For another, we don’t have enough adjacent channel spectrum to use the newest version of Wi-Fi, 40 MHz 802.11n, effectively in the 2.4 GHz band. Speed inevitably depends on channel width, and the white spaces offer little dribs and drabs of spectrum all over the place, much of it in non-adjacent frequencies.

But most importantly, Wi-Fi is the victim of its own success. As more people use Wi-Fi, we have share the limited number of channels across more Access Points, and they are not required to share channel space with each other in a particularly efficient way. We can certainly expect a lot of collisions, and therefore packet loss, from any uncoordinated channel access scheme, as Wi-Fi is, on a large geographic scale. This is the old “tragedy of the commons” scenario.

The problem of deploying wireless broadband is mainly a tradeoff of propagation, population, and bandwidth. The larger the population your signal covers, the greater the bandwidth needs to be in order to provide good performance. The nice thing about Wi-Fi is its limited propagation, because it permits extensive channel re-use without collisions. if the Wi-Fi signal in your neighbor’s house propagated twice as far, it has four times as many chances to collide with other users. So high power and great propagation isn’t an unmitigated good.

The advantage of licensing is that the license holder can apply authoritarian rules that ensure the spectrum is used efficiently. The disadvantage is that the license holder can over-charge for the use of such tightly-managed spectrum, and needs to in order to pay off the cost of his license.

The FCC needs to move into the 21st century and develop some digital rules for the use of unlicensed or lightly-licensed spectrum. The experiment I want to see concerns the development of these modern rules. We don’t need another Wi-Fi, we know how it worked out.

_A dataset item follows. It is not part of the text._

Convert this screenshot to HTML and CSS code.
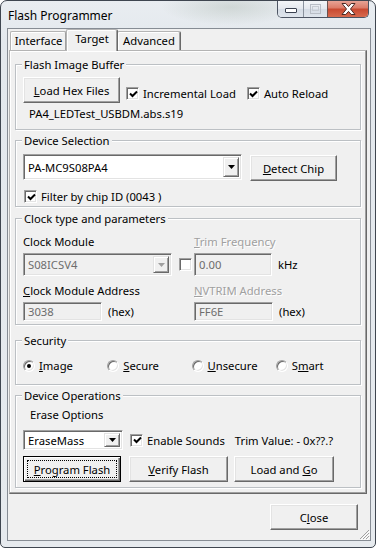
FILE: index.html
```html
<!DOCTYPE html>
<html>
<head>
<meta charset="utf-8">
<title>Flash Programmer</title>
<link rel="stylesheet" href="styles.css">
</head>
<body>
<div class="window">
  <div class="titlebar">
    <span class="title">Flash Programmer</span>
    <div class="caption-buttons">
      <div class="cb cb-min"><svg width="12" height="6" viewBox="0 0 12 6"><rect x="0.5" y="0.5" width="11" height="4" rx="0.5" fill="#fff" stroke="#3a4150"/></svg></div>
      <div class="cb cb-max"><svg width="11" height="10" viewBox="0 0 11 10"><rect x="0.5" y="0.5" width="10" height="9" fill="none" stroke="#b9bec6"/><rect x="2.5" y="2.5" width="6" height="4" fill="none" stroke="#c7ccd3"/></svg></div>
      <div class="cb cb-close"><svg width="15" height="12" viewBox="0 0 15 12"><path d="M1 0.5 H4.8 L7.5 3.6 L10.2 0.5 H14 L9.5 6 L14 11.5 H10.2 L7.5 8.4 L4.8 11.5 H1 L5.5 6 Z" fill="#fff" stroke="#4a2a25" stroke-width="1" stroke-linejoin="round"/></svg></div>
    </div>
  </div>
  <div class="client">
    <div class="tabs">
      <div class="tab tab-first">Interface</div>
      <div class="tab tab-active">Target</div>
      <div class="tab tab-last">Advanced</div>
    </div>
    <div class="panel">
      <div class="group g1">
        <span class="legend">Flash Image Buffer</span>
        <div class="row row-load">
          <button class="btn btn-load"><u>L</u>oad Hex Files</button>
          <label class="check check-inc"><span class="cbox"><svg width="9" height="9" viewBox="0 0 9 9"><path d="M1 3.5 L3.5 6 L8 1.5" fill="none" stroke="#000" stroke-width="2"/></svg></span>Incremental Load</label>
          <label class="check check-auto"><span class="cbox"><svg width="9" height="9" viewBox="0 0 9 9"><path d="M1 3.5 L3.5 6 L8 1.5" fill="none" stroke="#000" stroke-width="2"/></svg></span>Auto Reload</label>
        </div>
        <div class="filename">PA4_LEDTest_USBDM.abs.s19</div>
      </div>

      <div class="group g2">
        <span class="legend">Device Selection</span>
        <div class="row row-device">
          <div class="combo combo-device"><span class="combo-text">PA-MC9S08PA4</span><span class="combo-btn"><svg width="7" height="4" viewBox="0 0 7 4"><path d="M0 0 H7 L3.5 4 Z" fill="#000"/></svg></span></div>
          <button class="btn btn-detect"><u>D</u>etect Chip</button>
        </div>
        <label class="check check-filter"><span class="cbox"><svg width="9" height="9" viewBox="0 0 9 9"><path d="M1 3.5 L3.5 6 L8 1.5" fill="none" stroke="#000" stroke-width="2"/></svg></span>Filter by chip ID (0043 )</label>
      </div>

      <div class="group g3">
        <span class="legend">Clock type and parameters</span>
        <div class="grid-clock">
          <div class="lbl">Clock Module</div>
          <div class="lbl disabled"><u>T</u>rim Frequency</div>
          <div class="cell-combo">
            <div class="combo combo-clock off"><span class="combo-text">S08ICSV4</span><span class="combo-btn"><svg width="7" height="4" viewBox="0 0 7 4"><path d="M0 0 H7 L3.5 4 Z" fill="#a0a0a0"/></svg></span></div>
            <span class="cbox cbox-trim"></span>
          </div>
          <div class="cell-field">
            <div class="field field-trim">0.00</div><span class="unit">kHz</span>
          </div>
          <div class="lbl lbl-addr"><u>C</u>lock Module Address</div>
          <div class="lbl lbl-addr disabled"><u>N</u>VTRIM Address</div>
          <div class="cell-field2">
            <div class="field field-addr">3038</div><span class="unit">(hex)</span>
          </div>
          <div class="cell-field2">
            <div class="field field-addr">FF6E</div><span class="unit">(hex)</span>
          </div>
        </div>
      </div>

      <div class="group g4">
        <span class="legend">Security</span>
        <div class="row row-radios">
          <label class="radio-item"><span class="radio on"></span><u>I</u>mage</label>
          <label class="radio-item"><span class="radio"></span><u>S</u>ecure</label>
          <label class="radio-item"><span class="radio"></span><u>U</u>nsecure</label>
          <label class="radio-item"><span class="radio"></span>S<u>m</u>art</label>
        </div>
      </div>

      <div class="group g5">
        <span class="legend">Device Operations</span>
        <div class="erase-label">Erase Options</div>
        <div class="row row-erase">
          <div class="combo combo-erase"><span class="combo-text">EraseMass</span><span class="combo-btn"><svg width="7" height="4" viewBox="0 0 7 4"><path d="M0 0 H7 L3.5 4 Z" fill="#000"/></svg></span></div>
          <label class="check check-sounds"><span class="cbox"><svg width="9" height="9" viewBox="0 0 9 9"><path d="M1 3.5 L3.5 6 L8 1.5" fill="none" stroke="#000" stroke-width="2"/></svg></span>Enable Sounds</label>
          <span class="trim-value">Trim Value: - 0x??.?</span>
        </div>
        <div class="row row-ops">
          <button class="btn btn-default btn-program"><span class="focus"><u>P</u>rogram Flash</span></button>
          <button class="btn btn-verify"><u>V</u>erify Flash</button>
          <button class="btn btn-go">Load and <u>G</u>o</button>
        </div>
      </div>
    </div>
    <div class="footer">
      <button class="btn btn-close">C<u>l</u>ose</button>
    </div>
    <svg class="grip" width="12" height="12" viewBox="0 0 12 12">
      <path d="M11 2 L2 11 M11 5 L5 11 M11 8 L8 11" stroke="#a0a0a0" stroke-width="1"/>
      <path d="M12 3 L3 12 M12 6 L6 12 M12 9 L9 12" stroke="#fff" stroke-width="1"/>
    </svg>
  </div>
</div>
</body>
</html>
```

FILE: styles.css
```css
* { box-sizing: border-box; }
html, body { margin: 0; padding: 0; }
body {
  width: 376px;
  height: 548px;
  overflow: hidden;
  background: #ffffff;
  font-family: "Noto Sans", "DejaVu Sans", sans-serif;
  font-size: 11.25px;
  line-height: 15px;
  color: #000;
}
u { text-decoration-skip-ink: none; text-underline-offset: 1px; }

.window {
  width: 376px;
  height: 548px;
  border: 1px solid #3f4650;
  border-radius: 7px 7px 5px 5px;
  background:
    radial-gradient(ellipse 70px 18px at 230px 6px, rgba(120,140,120,0.22), rgba(120,140,120,0) 100%),
    linear-gradient(#e9edf1, #e3e8ed 40px, #e6eaee);
  padding-bottom: 6px;
  display: flex;
  flex-direction: column;
  overflow: hidden;
}

.titlebar {
  height: 27px;
  flex: none;
  display: flex;
  align-items: flex-start;
  padding: 0 6px 0 7px;
}
.title {
  flex: 1;
  font-size: 12px;
  line-height: 15px;
  margin-top: 7px;
  color: #000;
}
.caption-buttons {
  margin-top: -1px;
  height: 18px;
  display: flex;
  border: 1px solid #4d5563;
  border-top: none;
  border-radius: 0 0 5px 5px;
  overflow: hidden;
}
.cb {
  height: 17px;
  display: flex;
  align-items: center;
  justify-content: center;
}
.cb-min {
  width: 26px;
  border-right: 1px solid #8a929d;
  background: linear-gradient(#f5f7f9, #e4e8ee 50%, #d4dbe4 51%, #dfe5ec);
  align-items: flex-end;
  padding-bottom: 3px;
}
.cb-max {
  width: 24px;
  border-right: 1px solid #6b5350;
  background: linear-gradient(#f5f7f9, #e4e8ee 50%, #d4dbe4 51%, #dfe5ec);
}
.cb-close {
  width: 40px;
  background: linear-gradient(#e9a99c, #dc7d6a 45%, #c94a31 55%, #d76a4e);
}

.client {
  flex: none;
  height: 513px;
  margin: 0 4px 0 6px;
  border: 1px solid #868c94;
  background: #f0f0f0;
  display: flex;
  flex-direction: column;
  position: relative;
}

.tabs {
  display: flex;
  align-items: flex-start;
  padding-left: 2px;
  height: 21px;
  flex: none;
}
.tab {
  height: 19px;
  margin-top: 2px;
  background: #f0f0f0;
  border: 1px solid;
  border-color: #b4b4b4 #696969 transparent #b4b4b4;
  border-bottom: none;
  border-radius: 2px 2px 0 0;
  box-shadow: inset -1px 0 #a0a0a0, inset 1px 1px #fff;
  text-align: center;
  line-height: 17px;
}
.tab-first { width: 57px; margin-right: -1px; }
.tab-active {
  width: 52px;
  height: 22px;
  margin-top: 0;
  margin-bottom: -1px;
  position: relative;
  z-index: 2;
  line-height: 18px;
}
.tab-last { width: 64px; margin-left: -1px; }

.panel {
  flex: none;
  width: 358px;
  height: 444px;
  margin-left: 1px;
  border: 1px solid;
  border-color: #b4b4b4 #696969 #696969 #b4b4b4;
  box-shadow: inset -1px -1px #a0a0a0, inset 1px 1px #fff;
  padding: 0 5px;
  position: relative;
  z-index: 1;
}

.group {
  position: relative;
  border: 1px solid #bcc0c4;
  box-shadow: inset 1px 1px #fff, 1px 1px #fff;
  padding-left: 7px;
}
.legend {
  position: absolute;
  top: -8px;
  left: 6px;
  padding: 0 2px;
  background: #f0f0f0;
  line-height: 15px;
  white-space: nowrap;
}
.g1 { margin-top: 13px; height: 66px; padding-top: 12px; }
.g2 { margin-top: 10px; height: 67px; padding-top: 13px; }
.g3 { margin-top: 11px; height: 107px; padding-top: 15px; }
.g4 { margin-top: 15px; height: 45px; padding-top: 17px; }
.g5 { margin-top: 10px; height: 93px; padding-top: 11px; }

.row { display: flex; align-items: flex-start; }

/* buttons */
.btn {
  font: inherit;
  color: #000;
  background: #f0f0f0;
  border: 1px solid;
  border-color: #fff #696969 #696969 #fff;
  box-shadow: inset -1px -1px #a0a0a0, inset 1px 1px #e3e3e3;
  padding: 0;
  margin: 0;
  height: 26px;
  text-align: center;
  line-height: 15px;
}
.btn-default {
  border-color: #000;
  box-shadow: inset 1px 1px #fff, inset -1px -1px #696969, inset -2px -2px #a0a0a0;
  display: flex;
  padding: 3px;
}
.focus {
  flex: 1;
  border: 1px dotted #000;
  display: flex;
  align-items: center;
  justify-content: center;
}

.btn-load { width: 97px; }
.btn-detect { width: 87px; margin-left: 8px; margin-top: 1px; }
.btn-program { width: 98px; }
.btn-verify { width: 99px; margin-left: 8px; }
.btn-go { width: 100px; margin-left: 6px; }

/* checkboxes */
.check { display: flex; align-items: center; height: 15px; white-space: nowrap; }
.cbox {
  width: 13px;
  height: 13px;
  flex: none;
  background: #fff;
  border: 1px solid;
  border-color: #a0a0a0 #fff #fff #a0a0a0;
  box-shadow: inset 1px 1px #696969, inset -1px -1px #e3e3e3;
  display: flex;
  align-items: center;
  justify-content: center;
  margin-right: 4px;
}
.cbox svg { display: block; margin: 1px 0 0 1px; }
.check-inc { margin-left: 6px; margin-top: 9px; }
.check-auto { margin-left: 11px; margin-top: 9px; }
.check-filter { margin-top: 8px; margin-left: 1px; }

.filename { margin-top: 3px; padding-left: 6px; }

/* combos and fields */
.combo {
  display: flex;
  background: #fff;
  border: 1px solid;
  border-color: #a0a0a0 #fff #fff #a0a0a0;
  box-shadow: inset 1px 1px #696969, inset -1px -1px #e3e3e3;
  padding: 2px;
}
.combo-text { flex: 1; padding-left: 2px; display: flex; align-items: center; white-space: nowrap; }
.combo-btn {
  width: 16px;
  flex: none;
  background: #f0f0f0;
  border: 1px solid;
  border-color: #e3e3e3 #696969 #696969 #e3e3e3;
  box-shadow: inset 1px 1px #fff, inset -1px -1px #a0a0a0;
  display: flex;
  align-items: center;
  justify-content: center;
}
.combo-device { width: 219px; height: 26px; }
.combo-clock { width: 149px; height: 23px; }
.combo-erase { width: 100px; height: 20px; }
.combo.off { background: #f0f0f0; color: #6d6d6d; }

.grid-clock {
  display: grid;
  grid-template-columns: 171px auto;
}
.lbl { height: 15px; white-space: nowrap; }
.lbl-addr { margin-top: 7px; }
.disabled { color: #a0a0a0; text-shadow: 1px 1px #fff; }
.cell-combo { display: flex; align-items: center; margin-top: 4px; height: 23px; }
.cbox-trim { margin-left: 7px; margin-right: 0; }
.cell-field { display: flex; align-items: center; margin-top: 4px; height: 23px; }
.cell-field2 { display: flex; align-items: center; margin-top: 4px; height: 19px; }
.field {
  background: #f0f0f0;
  color: #6d6d6d;
  border: 1px solid;
  border-color: #a0a0a0 #fff #fff #a0a0a0;
  box-shadow: inset 1px 1px #696969, inset -1px -1px #e3e3e3;
  padding-left: 4px;
  display: flex;
  align-items: center;
}
.field-trim { width: 78px; height: 23px; }
.field-addr { width: 79px; height: 19px; }
.unit { margin-left: 6px; }

/* radios */
.row-radios { height: 15px; align-items: center; }
.radio-item { display: flex; align-items: center; width: 85px; white-space: nowrap; }
.radio {
  width: 12px;
  height: 12px;
  flex: none;
  border-radius: 50%;
  background: #fff;
  border: 1px solid;
  border-color: #a0a0a0 #fff #fff #a0a0a0;
  box-shadow: inset 1px 1px #696969, inset -1px -1px #e3e3e3;
  margin-right: 4px;
  display: flex;
  align-items: center;
  justify-content: center;
}
.radio.on::after {
  content: "";
  width: 4px;
  height: 4px;
  border-radius: 50%;
  background: #000;
}

/* device ops */
.erase-label { padding-left: 7px; height: 15px; }
.row-erase { margin-top: 8px; height: 20px; align-items: center; }
.check-sounds { margin-left: 7px; }
.trim-value { margin-left: 10px; white-space: nowrap; }
.row-ops { margin-top: 6px; }

.footer {
  display: flex;
  justify-content: flex-end;
  padding: 10px 12px 0 0;
}
.btn-close { width: 88px; }

.grip {
  position: absolute;
  right: 0;
  bottom: 0;
}
```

So let’s don’t squander the White Spaces opportunity with another knee-jerk response to the spectre of capitalism. I fully believe that people like Evslin, the White Space Coalition, and Susan Crawford are sincere in their belief that unlicensed White Spaces would be a boon to democracy, it’s just that their technical grasp of the subject matter is insufficient for their beliefs to amount to serious policy.